Write the lines out exactly as they stand, from the one containing "Rebuild this screenshot" through the one containing "import React from", and only those. Omit pictures.

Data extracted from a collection
***

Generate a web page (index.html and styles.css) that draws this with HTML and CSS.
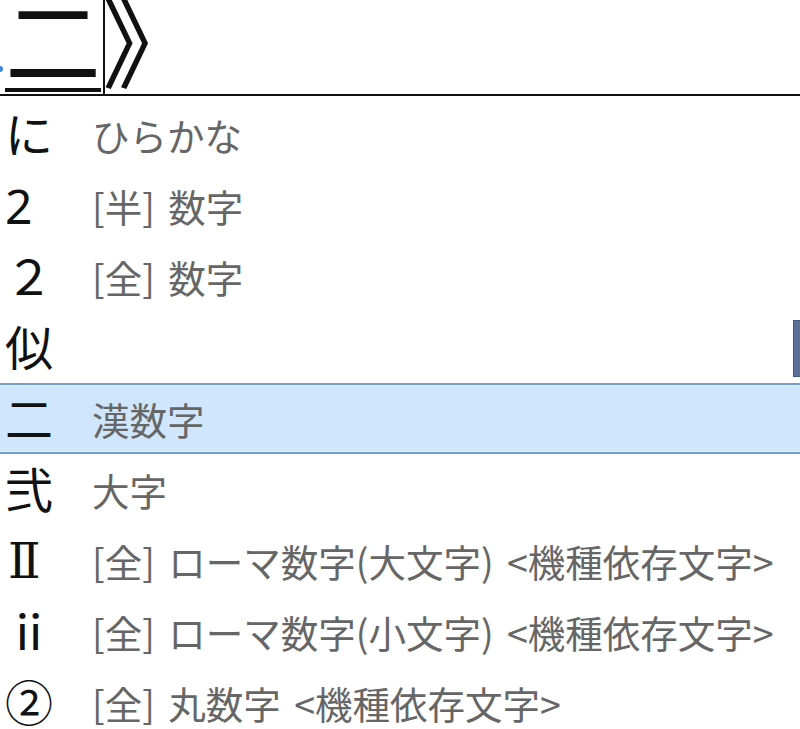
FILE: index.html
```html
<!DOCTYPE html>
<html lang="ja">
<head>
    <meta charset="UTF-8">
    <meta name="viewport" content="width=device-width, initial-scale=1.0">
    <title>IME 変換候補</title>
    <link rel="stylesheet" href="styles.css">
</head>
<body>
    <div class="preedit">
        <span class="dot"></span>
        <span class="reading">二</span>
        <span class="caret"></span>
        <span class="bracket">》</span>
    </div>

    <ul class="candidates">
        <li class="row"><span class="cand">に</span><span class="note">ひらかな</span></li>
        <li class="row"><span class="cand">2</span><span class="note">[半] 数字</span></li>
        <li class="row"><span class="cand">２</span><span class="note">[全] 数字</span></li>
        <li class="row"><span class="cand">似</span><span class="note"></span></li>
        <li class="row selected"><span class="cand">二</span><span class="note">漢数字</span></li>
        <li class="row"><span class="cand">弐</span><span class="note">大字</span></li>
        <li class="row"><span class="cand roman">Ⅱ</span><span class="note">[全] ローマ数字(大文字) &lt;機種依存文字&gt;</span></li>
        <li class="row"><span class="cand">ⅱ</span><span class="note">[全] ローマ数字(小文字) &lt;機種依存文字&gt;</span></li>
        <li class="row"><span class="cand">②</span><span class="note">[全] 丸数字 &lt;機種依存文字&gt;</span></li>
    </ul>

    <!-- scroll thumb of the candidate window -->
    <div class="thumb"></div>
</body>
</html>
```

FILE: styles.css
```css
* {
    margin: 0;
    padding: 0;
    box-sizing: border-box;
}

body {
    font-family: "Noto Sans", "Noto Sans CJK JP", sans-serif;
    background: #fff;
    color: #111;
    width: 800px;
    height: 729px;
    overflow: hidden;
    position: relative;
}

/* composition string */
.preedit {
    height: 96px;
    display: flex;
    align-items: flex-end;
    border-bottom: 2px solid #111;
    overflow: hidden;
    position: relative;
}

.reading {
    font-family: "Noto Sans CJK JP", sans-serif;
    font-size: 96px;
    line-height: 70px;
    height: 90px;
    margin-left: 5px;
    margin-bottom: 2px;
    border-bottom: 4px solid #111;
}

.caret {
    width: 2px;
    align-self: stretch;
    background: #111;
    margin-left: 2px;
}

.bracket {
    font-family: "Noto Sans CJK JP", sans-serif;
    font-size: 98px;
    line-height: 70px;
    height: 92px;
    margin-left: -3px;
}

.dot {
    position: absolute;
    left: -3px;
    top: 66px;
    width: 6px;
    height: 6px;
    border-radius: 50%;
    background: #3a86d6;
}

/* candidate list */
.candidates {
    list-style: none;
    padding-top: 3px;
}

.row {
    height: 71px;
    display: flex;
    align-items: center;
}

.row.selected {
    background: #cfe6fc;
    border-top: 2px solid #6f9ed3;
    border-bottom: 2px solid #6f9ed3;
    box-shadow: inset 0 1px 0 #e4f2ff, inset 0 -1px 0 #e4f2ff;
}

.cand {
    flex-shrink: 0;
    width: 92px;
    padding-left: 5px;
    font-size: 48px;
    line-height: 1;
    color: #111;
}

.cand.roman {
    font-family: "DejaVu Serif", "Noto Sans CJK JP", serif;
    font-size: 48px;
    padding-left: 8px;
}

.note {
    font-family: "Noto Sans CJK JP", sans-serif;
    font-size: 37.5px;
    line-height: 1;
    word-spacing: 5px;
    color: #666;
    white-space: nowrap;
}

.thumb {
    position: absolute;
    left: 793px;
    top: 320px;
    width: 8px;
    height: 57px;
    background: #5b6f99;
    border: 1px solid #44597f;
}
```
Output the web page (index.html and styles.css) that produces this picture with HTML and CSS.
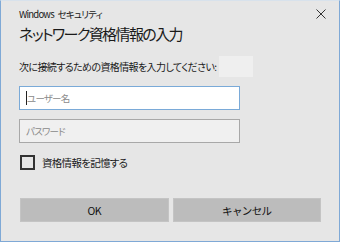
FILE: index.html
```html
<!DOCTYPE html>
<html lang="ja">
<head>
  <meta charset="UTF-8">
  <title>Windows セキュリティ</title>
  <link rel="stylesheet" href="styles.css">
</head>
<body>
  <div class="window">
    <div class="titlebar">
      <span class="title">Windows セキュリティ</span>
      <svg class="close" width="10" height="10" viewBox="0 0 10 10">
        <path d="M0.5 0.5 L9.5 9.5 M9.5 0.5 L0.5 9.5" stroke="#333" stroke-width="1" fill="none"/>
      </svg>
    </div>
    <div class="content">
      <h1>ネットワーク資格情報の入力</h1>
      <div class="desc">
        <span>次に接続するための資格情報を入力してください:</span>
        <span class="server"></span>
      </div>
      <div class="field active"><span class="caret"></span>ユーザー名</div>
      <div class="field">パスワード</div>
      <label class="remember"><span class="box"></span>資格情報を記憶する</label>
      <div class="buttons">
        <button class="btn">OK</button>
        <button class="btn">キャンセル</button>
      </div>
    </div>
  </div>
</body>
</html>
```

FILE: styles.css
```css
* {
  margin: 0;
  padding: 0;
  box-sizing: border-box;
}

body {
  font-family: "Noto Sans CJK JP", "Noto Sans", sans-serif;
  font-feature-settings: "palt";
  color: #1a1a1a;
  background: #e6e6e6;
}

.window {
  width: 340px;
  height: 242px;
  background: #e6e6e6;
  border: 1px solid #7fa9d6;
  border-top-color: #d8e2ec;
}

.titlebar {
  height: 25px;
  display: flex;
  align-items: center;
  justify-content: space-between;
  padding: 0 13px 0 18px;
  font-size: 9.5px;
  letter-spacing: -0.8px;
  word-spacing: 2.5px;
}

.close {
  margin-top: 1px;
}

.content {
  padding: 0 18px;
}

h1 {
  font-size: 15px;
  font-weight: normal;
  line-height: 20px;
  letter-spacing: -1.6px;
  margin-top: -2px;
  height: 24px;
}

.desc {
  display: flex;
  align-items: center;
  font-size: 10px;
  letter-spacing: -0.6px;
  margin-top: 8px;
  height: 21px;
}

.server {
  width: 34px;
  height: 21px;
  background: #efefef;
  margin-left: 3px;
}

.field {
  width: 221px;
  height: 24px;
  border: 1px solid #a8a8a8;
  background: #f0f0f0;
  color: #8a8a8a;
  font-size: 9.5px;
  letter-spacing: -0.8px;
  display: flex;
  align-items: center;
  padding-left: 6px;
  margin-top: 9px;
}

.field.active {
  border-color: #7aaad8;
  background: #fff;
}

.caret {
  width: 1px;
  height: 14px;
  background: #222;
}

.field + .field {
  margin-top: 9px;
}

.remember {
  display: flex;
  align-items: center;
  font-size: 10.5px;
  letter-spacing: -0.7px;
  margin-top: 12px;
  padding-left: 1px;
}

.box {
  width: 15px;
  height: 15px;
  border: 2px solid #333;
  margin-right: 7px;
}

.buttons {
  display: flex;
  gap: 4px;
  margin-top: 28px;
  padding-left: 1px;
}

.btn {
  width: 149px;
  height: 24px;
  border: 1px solid #c4c4c4;
  background: #bcbcbc;
  font-family: inherit;
  font-size: 10.5px;
  letter-spacing: -0.6px;
  color: #111;
}
```
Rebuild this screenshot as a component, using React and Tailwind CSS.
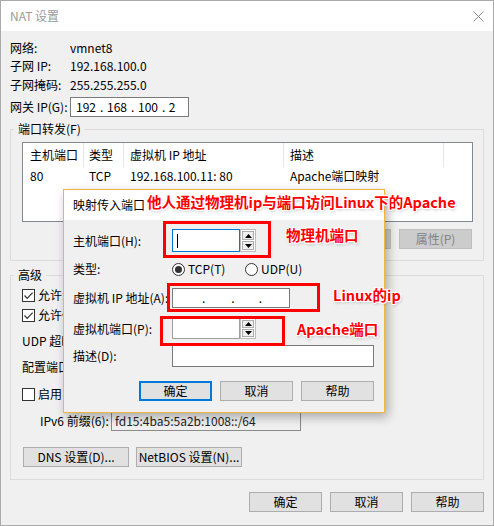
import React from "react";

const Btn = ({ children, w = "w-[73px]", variant = "normal" }) => {
  const styles = {
    normal: "border border-[#adadad] bg-[#e1e1e1] text-black",
    disabled: "border border-[#bfbfbf] bg-[#cccccc] text-[#838383]",
    def: "border-2 border-[#0078d7] bg-[#e1e1e1] text-black",
  };
  return (
    <div
      className={`${w} h-[20px] shrink-0 flex items-center justify-center text-[12px] leading-none whitespace-nowrap ${styles[variant]}`}
    >
      {children}
    </div>
  );
};

const Check = ({ checked }) => (
  <div className="w-[13px] h-[13px] shrink-0 border border-[#333333] bg-white flex items-center justify-center">
    {checked && (
      <svg width="11" height="11" viewBox="0 0 11 11">
        <path d="M1.5 5.5 L4.2 8.3 L9.6 2.6" fill="none" stroke="#333333" strokeWidth="1.2" />
      </svg>
    )}
  </div>
);

const Radio = ({ checked }) => (
  <div className="w-[13px] h-[13px] shrink-0 rounded-full border border-[#333333] bg-white flex items-center justify-center">
    {checked && <div className="w-[7px] h-[7px] rounded-full bg-[#333333]" />}
  </div>
);

const Spin = () => (
  <div className="w-[16px] h-full flex flex-col gap-px border border-[#bdbdbd] bg-white p-px">
    <div className="flex-1 flex items-center justify-center border border-[#adadad] bg-[#efefef]">
      <svg width="7" height="4" viewBox="0 0 7 4">
        <path d="M3.5 0 L7 4 L0 4Z" fill="#000" />
      </svg>
    </div>
    <div className="flex-1 flex items-center justify-center border border-[#adadad] bg-[#efefef]">
      <svg width="7" height="4" viewBox="0 0 7 4">
        <path d="M0 0 L7 0 L3.5 4Z" fill="#000" />
      </svg>
    </div>
  </div>
);

const Annot = ({ children, className }) => (
  <div
    className={`absolute whitespace-nowrap font-bold text-[14.5px] leading-[20px] text-[#ff0000] [text-shadow:-1px_-1px_0_#fff,1px_-1px_0_#fff,-1px_1px_0_#fff,1px_1px_0_#fff,0_0_3px_#fff,1px_2px_3px_rgba(0,0,0,0.25)] ${className}`}
  >
    {children}
  </div>
);

export default function App() {
  return (
    <div className="relative w-[494px] h-[526px] overflow-hidden font-['Noto_Sans_CJK_SC','Noto_Sans',sans-serif] text-[12px] leading-[16px] text-black">
      {/* Main window */}
      <div className="w-[494px] h-[526px] border border-[#aaaaaa] bg-[#f0f0f0] flex flex-col">
        <div className="h-[30px] shrink-0 bg-white flex items-center justify-between pl-[9px] pr-[9px]">
          <span className="text-[12px] text-[#9b9b9b]">NAT 设置</span>
          <svg width="11" height="11" viewBox="0 0 11 11">
            <path d="M0.5 0.5 L10.5 10.5 M10.5 0.5 L0.5 10.5" stroke="#8a8a8a" strokeWidth="1" />
          </svg>
        </div>

        <div className="flex-1 flex flex-col px-[9px] pt-[8px]">
          <div className="flex h-[18px] items-center">
            <span className="w-[60px] shrink-0 whitespace-nowrap">网络:</span>
            <span>vmnet8</span>
          </div>
          <div className="flex h-[18px] items-center">
            <span className="w-[60px] shrink-0 whitespace-nowrap">子网 IP:</span>
            <span>192.168.100.0</span>
          </div>
          <div className="flex h-[19px] items-center">
            <span className="w-[60px] shrink-0 whitespace-nowrap">子网掩码:</span>
            <span>255.255.255.0</span>
          </div>
          <div className="flex h-[20px] items-center mt-[3px]">
            <span className="w-[60px] shrink-0 whitespace-nowrap">网关 IP(G):</span>
            <div className="w-[119px] h-[20px] border border-[#7a7a7a] bg-white flex items-center pl-[1px]">
              <span className="w-[28px] text-center">192</span>
              <span className="w-[3px] text-center">.</span>
              <span className="w-[28px] text-center">168</span>
              <span className="w-[3px] text-center">.</span>
              <span className="w-[28px] text-center">100</span>
              <span className="w-[3px] text-center">.</span>
              <span className="w-[14px] text-center">2</span>
            </div>
          </div>

          {/* Port forwarding group */}
          <fieldset className="mt-[4px] border border-[#dcdcdc] pb-[11px] min-w-0">
            <legend className="ml-[3px] px-[4px] text-[12px] leading-[16px]">端口转发(F)</legend>
            <div className="ml-[11px] mt-[5px] w-[451px] h-[80px] border border-[#828790] bg-white">
              <div className="flex h-[24px]">
                <div className="w-[61px] pl-[7px] flex items-center border-r border-[#e5e5e5]">主机端口</div>
                <div className="w-[40px] pl-[5px] flex items-center border-r border-[#e5e5e5]">类型</div>
                <div className="w-[160px] pl-[6px] flex items-center border-r border-[#e5e5e5]">虚拟机 IP 地址</div>
                <div className="w-[160px] pl-[6px] flex items-center border-r border-[#e5e5e5]">描述</div>
              </div>
              <div className="flex h-[18px] items-center">
                <div className="w-[61px] pl-[7px]">80</div>
                <div className="w-[40px] pl-[5px]">TCP</div>
                <div className="w-[160px] pl-[6px]">192.168.100.11: 80</div>
                <div className="w-[160px] pl-[6px]">Apache端口映射</div>
              </div>
            </div>
            <div className="mt-[7px] flex justify-end gap-[8px] pr-[11px]">
              <Btn>添加(A)...</Btn>
              <Btn variant="disabled">移除(R)</Btn>
              <Btn variant="disabled">属性(P)</Btn>
            </div>
          </fieldset>

          {/* Advanced group */}
          <fieldset className="mt-[6px] border border-[#dcdcdc] pb-[12px] min-w-0">
            <legend className="ml-[3px] px-[4px] text-[12px] leading-[16px]">高级</legend>
            <div className="flex flex-col pt-[2px] px-[11px]">
              <div className="flex h-[20px] items-center gap-[3px]">
                <Check checked />
                <span>允许活动的 FTP(T)</span>
              </div>
              <div className="flex h-[20px] items-center gap-[3px]">
                <Check checked />
                <span>允许任何组织唯一标识符(O)</span>
              </div>
              <div className="flex h-[20px] items-center mt-[6px]">
                <span className="w-[150px] shrink-0">UDP 超时(以秒为单位)(U):</span>
                <div className="w-[84px] h-[20px] border border-[#7a7a7a] bg-white pl-[3px]">30</div>
              </div>
              <div className="flex h-[20px] items-center mt-[6px]">
                <span className="w-[150px] shrink-0">配置端口(C):</span>
                <div className="w-[84px] h-[20px] border border-[#7a7a7a] bg-white pl-[3px]">0</div>
              </div>
              <div className="flex h-[20px] items-center gap-[3px] mt-[7px]">
                <Check />
                <span>启用 IPv6(E)</span>
              </div>
              <div className="flex h-[21px] items-center mt-[6px] pl-[18px]">
                <span className="w-[71px] shrink-0 whitespace-nowrap">IPv6 前缀(6):</span>
                <div className="w-[190px] h-[21px] border border-[#8a8a8a] bg-[#f0f0f0] flex items-center pl-[3px] text-[#222]">
                  fd15:4ba5:5a2b:1008::/64
                </div>
              </div>
              <div className="flex mt-[16px] gap-[7px] pl-[1px]">
                <Btn w="w-[106px]">DNS 设置(D)...</Btn>
                <Btn w="w-[106px]">NetBIOS 设置(N)...</Btn>
              </div>
            </div>
          </fieldset>

          <div className="mt-[12px] flex justify-end gap-[8px]">
            <Btn>确定</Btn>
            <Btn>取消</Btn>
            <Btn>帮助</Btn>
          </div>
        </div>
      </div>

      {/* Mapping dialog */}
      <div className="absolute left-[63px] top-[189px] w-[322px] h-[224px] border border-[#f0b63e] bg-[#f0f0f0] shadow-[3px_4px_10px_rgba(0,0,0,0.3)] flex flex-col">
        <div className="h-[30px] shrink-0 bg-white flex items-center pl-[9px]">映射传入端口</div>
        <div className="flex-1 flex flex-col pl-[9px] pr-[10px] pt-[9px]">
          <div className="flex items-center h-[23px]">
            <span className="w-[99px] shrink-0 whitespace-nowrap">主机端口(H):</span>
            <div className="flex h-[23px]">
              <div className="w-[68px] h-full border border-[#0078d7] bg-white flex items-center pl-[4px]">
                <div className="w-px h-[14px] bg-black" />
              </div>
              <Spin />
            </div>
          </div>
          <div className="flex items-center h-[20px] mt-[7px]">
            <span className="w-[99px] shrink-0 whitespace-nowrap">类型:</span>
            <div className="w-[73px] flex items-center gap-[3px]">
              <Radio checked />
              <span>TCP(T)</span>
            </div>
            <div className="flex items-center gap-[3px]">
              <Radio />
              <span>UDP(U)</span>
            </div>
          </div>
          <div className="flex items-center h-[20px] mt-[9px]">
            <span className="w-[99px] shrink-0 whitespace-nowrap">虚拟机 IP 地址(A):</span>
            <div className="w-[118px] h-[20px] border border-[#7a7a7a] bg-white flex items-center leading-none">
              <span className="ml-[29px]">.</span>
              <span className="ml-[26px]">.</span>
              <span className="ml-[24px]">.</span>
            </div>
          </div>
          <div className="flex items-center h-[21px] mt-[10px]">
            <span className="w-[99px] shrink-0 whitespace-nowrap">虚拟机端口(P):</span>
            <div className="flex h-[21px]">
              <div className="w-[68px] h-full border border-[#a0a0a0] bg-white" />
              <Spin />
            </div>
          </div>
          <div className="flex items-center h-[22px] mt-[6px]">
            <span className="w-[99px] shrink-0 whitespace-nowrap">描述(D):</span>
            <div className="w-[202px] h-[22px] border border-[#7a7a7a] bg-white" />
          </div>
          <div className="mt-[14px] flex justify-end gap-[8px]">
            <Btn variant="def">确定</Btn>
            <Btn>取消</Btn>
            <Btn>帮助</Btn>
          </div>
        </div>
      </div>

      {/* Annotations */}
      <Annot className="left-[147px] top-[192px]">他人通过物理机ip与端口访问Linux下的Apache</Annot>
      <div className="absolute left-[163px] top-[221px] w-[108px] h-[37px] border-[3px] border-[#ff0000]" />
      <Annot className="left-[286px] top-[225px]">物理机端口</Annot>
      <div className="absolute left-[167px] top-[283px] w-[153px] h-[29px] border-[3px] border-[#ff0000]" />
      <Annot className="left-[333px] top-[285px]">Linux的ip</Annot>
      <div className="absolute left-[160px] top-[316px] w-[125px] h-[30px] border-[3px] border-[#ff0000]" />
      <Annot className="left-[297px] top-[319px]">Apache端口</Annot>
    </div>
  );
}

***

-- Solution --
Rebuild this screenshot as a component, using React and Tailwind CSS.
import React from "react";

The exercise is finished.